Required task ▸ Count how many lines hold the string "React". Answer with that number and nothing more.

Stored data ▸
⁂

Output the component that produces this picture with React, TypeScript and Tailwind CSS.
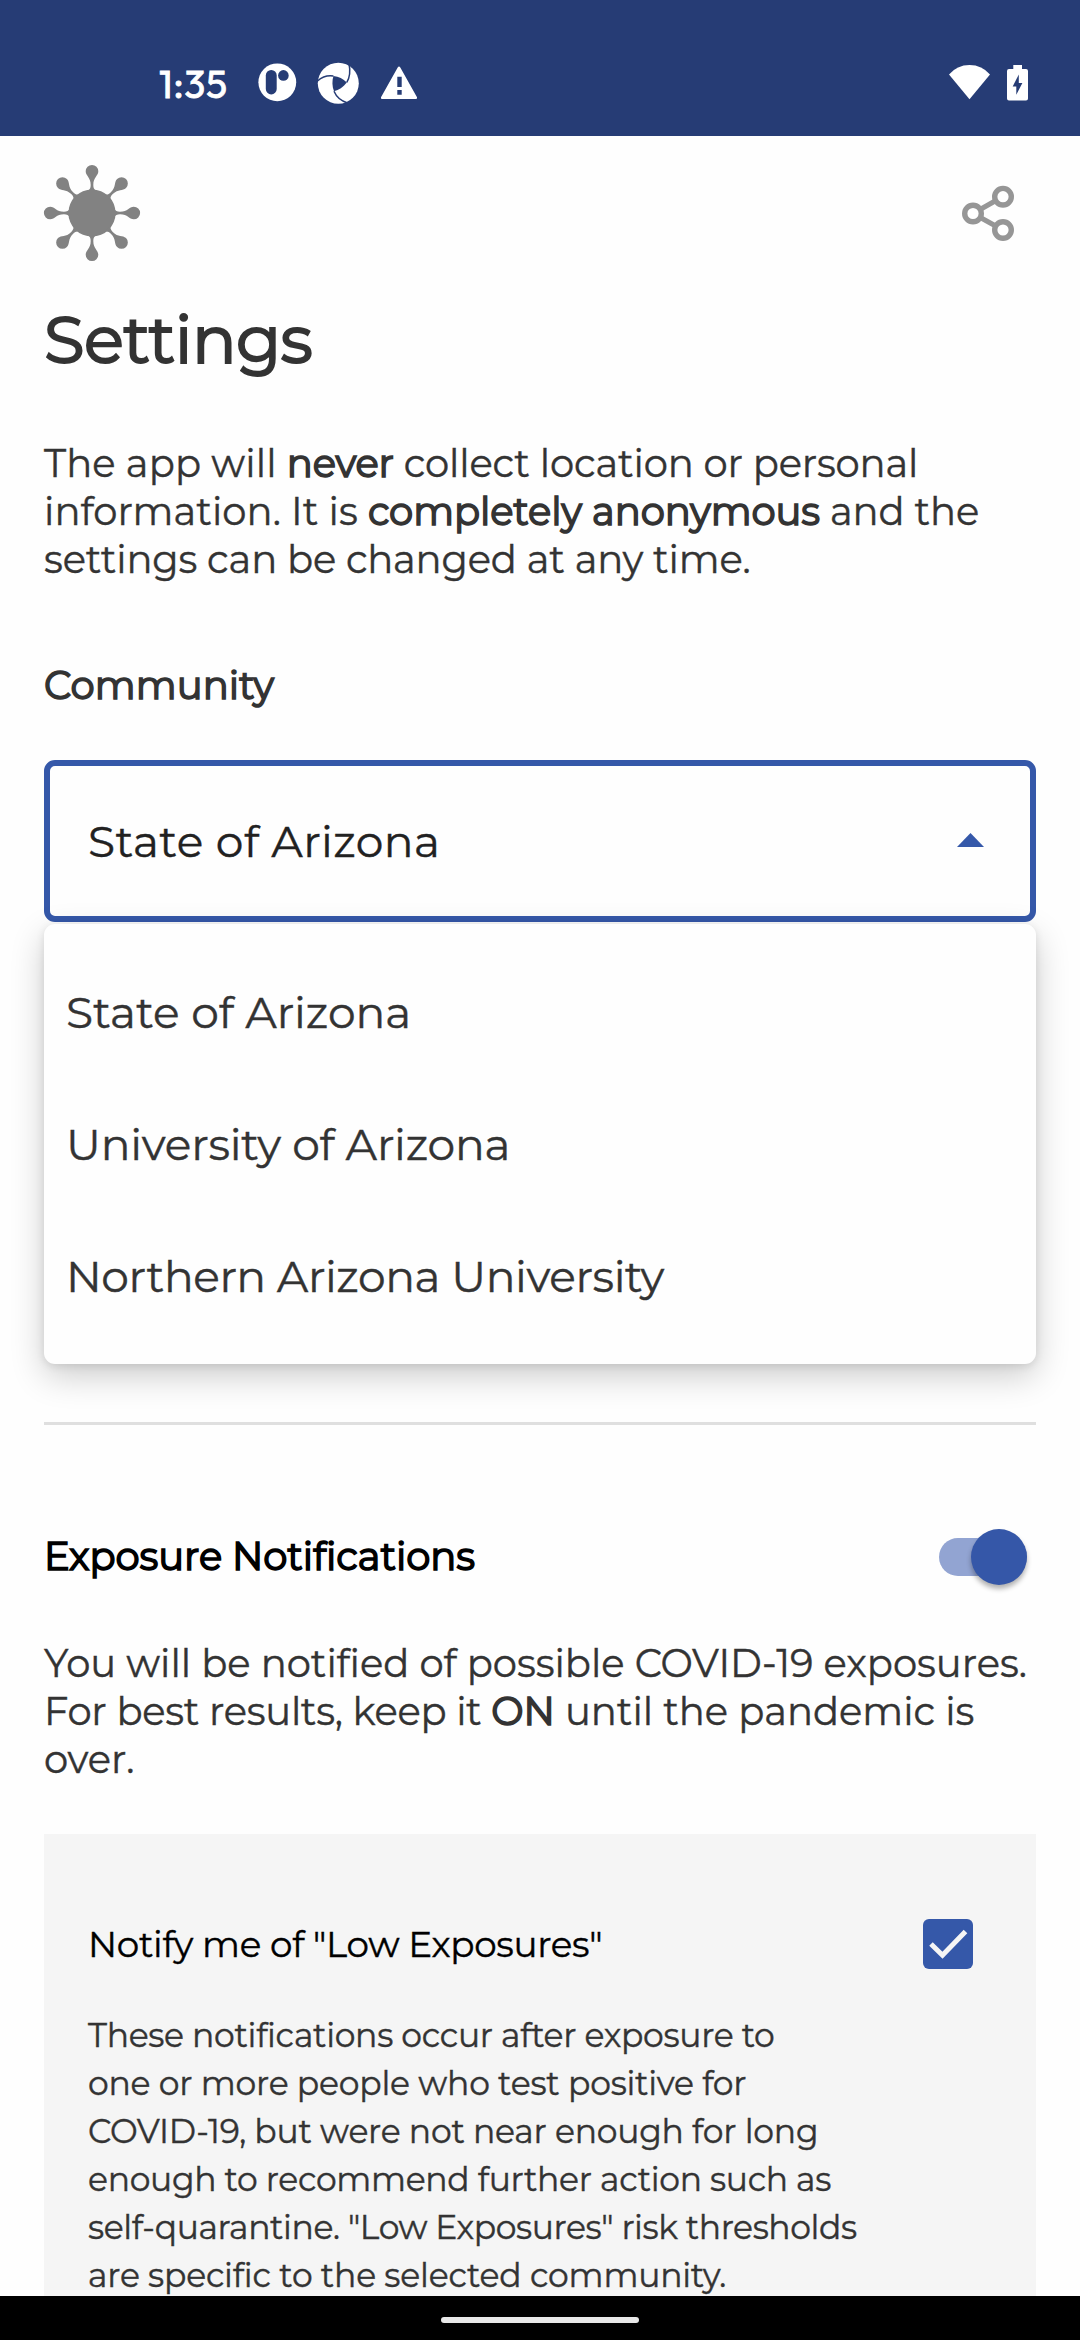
import React from "react";

function VirusIcon() {
  return (
    <svg className="-ml-px h-[98px] w-[98px]" viewBox="-49 -49 98 98" fill="#828282">
      <circle r="23.6" />
      {[0, 45, 90, 135, 180, 225, 270, 315].map((a) => (
        <path
          key={a}
          transform={`rotate(${a})`}
          d="M-4.5 -22C-2 -23.5 -1.3 -25 -1.3 -28C-1.3 -36 -6.3 -37 -6.3 -41.8A6.3 6.3 0 0 1 6.3 -41.8C6.3 -37 1.3 -36 1.3 -28C1.3 -25 2 -23.5 4.5 -22Z"
        />
      ))}
    </svg>
  );
}

function ShareIcon() {
  return (
    <svg className="h-[56px] w-[54px]" viewBox="0 0 54 56" fill="none" stroke="#969696">
      <path d="M12 28.5L42 11.5M12 28.5L42 45" strokeWidth="5" />
      <g fill="#fff" strokeWidth="5.4">
        <circle cx="12" cy="28.5" r="8.3" />
        <circle cx="42" cy="11.7" r="8.3" />
        <circle cx="42" cy="45" r="8.3" />
      </g>
    </svg>
  );
}

function StatusBar() {
  return (
    <div className="flex h-[136px] shrink-0 items-center bg-[#263c75] pt-[30px] pr-[50px] pl-[159px]">
      <span className="w-[99px] pt-[2px] font-['Outfit','Montserrat','Inter',sans-serif] text-[39px] leading-[48px] tracking-[0.6px] text-white [-webkit-text-stroke:0.8px]">
        1:35
      </span>
      <svg className="h-[42px] w-[160px]" viewBox="258 62 160 42" fill="#fff">
        <circle cx="277.3" cy="82.3" r="18.9" />
        <g fill="#263c75">
          <rect x="265.8" y="70" width="10.9" height="24.4" rx="5.4" />
          <circle cx="283.4" cy="75.4" r="5.3" />
        </g>
        <circle cx="338.3" cy="83.3" r="20.5" />
        <g fill="none" stroke="#263c75" strokeWidth="1.5">
          <path d="M346.8 82.4C349.5 78 350.5 71 349 63.5" />
          <path d="M334 91.3C336 96 341 101 347.5 103" />
          <path d="M333.4 76C327 75 322 77 317.5 81" />
        </g>
        <path d="M333.4 76C339 76.5 343 79 346.8 82.4C343 87 339 90 334 91.3C332 86 332 81 333.4 76Z" fill="#263c75" />
        <path
          fillRule="evenodd"
          d="M397.7 67.5Q399 65.6 400.3 67.5L417 97.3Q417.6 99 416 99H382Q380.4 99 381 97.3ZM397.3 76.7V87H401.7V76.7ZM397.3 90V94.7H401.7V90Z"
        />
      </svg>
      <svg className="ml-auto h-[40px] w-[82px]" viewBox="948 63 82 40" fill="#fff">
        <path d="M949 74.5Q957 65 969.5 65Q982 65 990 74.5L969.5 99.3Z" />
        <path
          fillRule="evenodd"
          d="M1013.3 65H1022V69H1026Q1028 69 1028 71V98.5Q1028 100.5 1026 100.5H1009Q1007 100.5 1007 98.5V71Q1007 69 1009 69H1013.3ZM1018.8 74.5L1012.7 86.4H1016.3V94.8L1022.4 83H1018.8Z"
        />
      </svg>
    </div>
  );
}

function Strong({ children }: { children: React.ReactNode }) {
  return <span className="[-webkit-text-stroke:1.5px]">{children}</span>;
}

function Lines({ items }: { items: [React.ReactNode, string][] }) {
  return (
    <>
      {items.map(([text, tracking], i) => (
        <span key={i} className={`block whitespace-nowrap ${tracking}`}>
          {text}
        </span>
      ))}
    </>
  );
}

export default function App() {
  return (
    <div className="flex h-[2340px] w-[1080px] flex-col overflow-hidden bg-[#fefefe] font-['Montserrat','Inter',sans-serif] text-[38.5px] leading-[48px] text-[#333] [-webkit-text-stroke:0.4px]">
      <StatusBar />
      <main className="flex min-h-0 flex-1 flex-col overflow-hidden px-[44px]">
        <header className="flex h-[154px] shrink-0 items-center justify-between pr-[21px]">
          <VirusIcon />
          <ShareIcon />
        </header>
        <h1 className="mt-[10px] shrink-0 text-[66px] leading-[80px] tracking-[-0.6px] [-webkit-text-stroke:2px]">
          Settings
        </h1>
        <p className="mt-[60px] shrink-0">
          <Lines
            items={[
              [
                <>
                  <span className="tracking-[0.1px]">The app will </span>
                  <Strong>never</Strong> collect location or personal
                </>,
                "tracking-[-0.15px]",
              ],
              [
                <>
                  <span className="tracking-[0.05px]">information. It is </span>
                  <Strong>completely anonymous</Strong> and the
                </>,
                "tracking-[-0.1px]",
              ],
              ["settings can be changed at any time.", "tracking-[-0.15px]"],
            ]}
          />
        </p>
        <h2 className="mt-[78px] shrink-0 tracking-[0.1px] [-webkit-text-stroke:1.5px]">Community</h2>
        <div className="relative mt-[50px] shrink-0">
          <div className="flex h-[162px] items-center justify-between rounded-[11px] border-6 border-[#3558a9] pr-[46px] pl-[38px]">
            <span className="text-[44px] tracking-[0.45px] text-[#212121]">State of Arizona</span>
            <svg className="mb-[2px] h-[14px] w-[27px]" viewBox="0 0 27 14" fill="#3558a9">
              <path d="M13.5 0L27 14H0Z" />
            </svg>
          </div>
          <ul className="absolute inset-x-0 top-[164px] z-10 rounded-[11px] bg-[#fefefe] py-[22px] text-[44px] shadow-[0_12px_34px_rgba(0,0,0,0.2),0_2px_8px_rgba(0,0,0,0.1)]">
            <li className="flex h-[132px] items-center pl-[22px]">State of Arizona</li>
            <li className="flex h-[132px] items-center pl-[22px] tracking-[-0.2px]">University of Arizona</li>
            <li className="flex h-[132px] items-center pl-[22px] tracking-[-0.4px]">Northern Arizona University</li>
          </ul>
        </div>
        <hr className="mt-[500px] h-[3px] shrink-0 border-0 bg-[#dfdfdf]" />
        <section className="mt-[104px] flex h-[56px] shrink-0 items-center justify-between pr-[9px]">
          <h2 className="tracking-[-0.1px] text-black [-webkit-text-stroke:1.5px]">Exposure Notifications</h2>
          <div className="flex h-[38px] w-[88px] items-center justify-end rounded-full bg-[#92a4d2]">
            <div className="size-[56px] shrink-0 rounded-full bg-[#3557a8] shadow-[0_4px_5px_rgba(0,0,0,0.3)]" />
          </div>
        </section>
        <p className="mt-[55px] shrink-0">
          <Lines
            items={[
              ["You will be notified of possible COVID-19 exposures.", "tracking-normal"],
              [
                <>
                  <span className="tracking-[-0.24px]">For best results, keep it </span>
                  <Strong>ON</Strong> until the pandemic is
                </>,
                "tracking-normal",
              ],
              ["over.", "tracking-normal"],
            ]}
          />
        </p>
        <section className="mt-[50px] shrink-0 bg-[#f5f5f5] px-[44px] pt-[85px]">
          <div className="flex h-[50px] items-center justify-between pr-[19px]">
            <h3 className="text-[35.75px] tracking-[-0.3px] text-black">Notify me of "Low Exposures"</h3>
            <svg className="size-[50px]" viewBox="0 0 50 50" fill="none">
              <rect width="50" height="50" rx="6" fill="#3558a9" />
              <path d="M8 25L19.5 36.3L42.5 12.5" stroke="#f5f5f5" strokeWidth="5" />
            </svg>
          </div>
          <p className="mt-[42px] text-[33px]">
            <Lines
              items={[
                ["These notifications occur after exposure to", "tracking-[-0.3px]"],
                ["one or more people who test positive for", "tracking-[-0.2px]"],
                ["COVID-19, but were not near enough for long", "tracking-[-0.22px]"],
                ["enough to recommend further action such as", "tracking-[-0.3px]"],
                ['self-quarantine. "Low Exposures" risk thresholds', "tracking-[-0.39px]"],
                ["are specific to the selected community.", "tracking-[-0.19px]"],
              ]}
            />
          </p>
        </section>
      </main>
      <div className="flex h-[44px] shrink-0 items-center justify-center bg-black pt-[4px]">
        <div className="h-[6px] w-[198px] rounded-full bg-[#e8e8e8]" />
      </div>
    </div>
  );
}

⁂

Reply to the task ▸ 4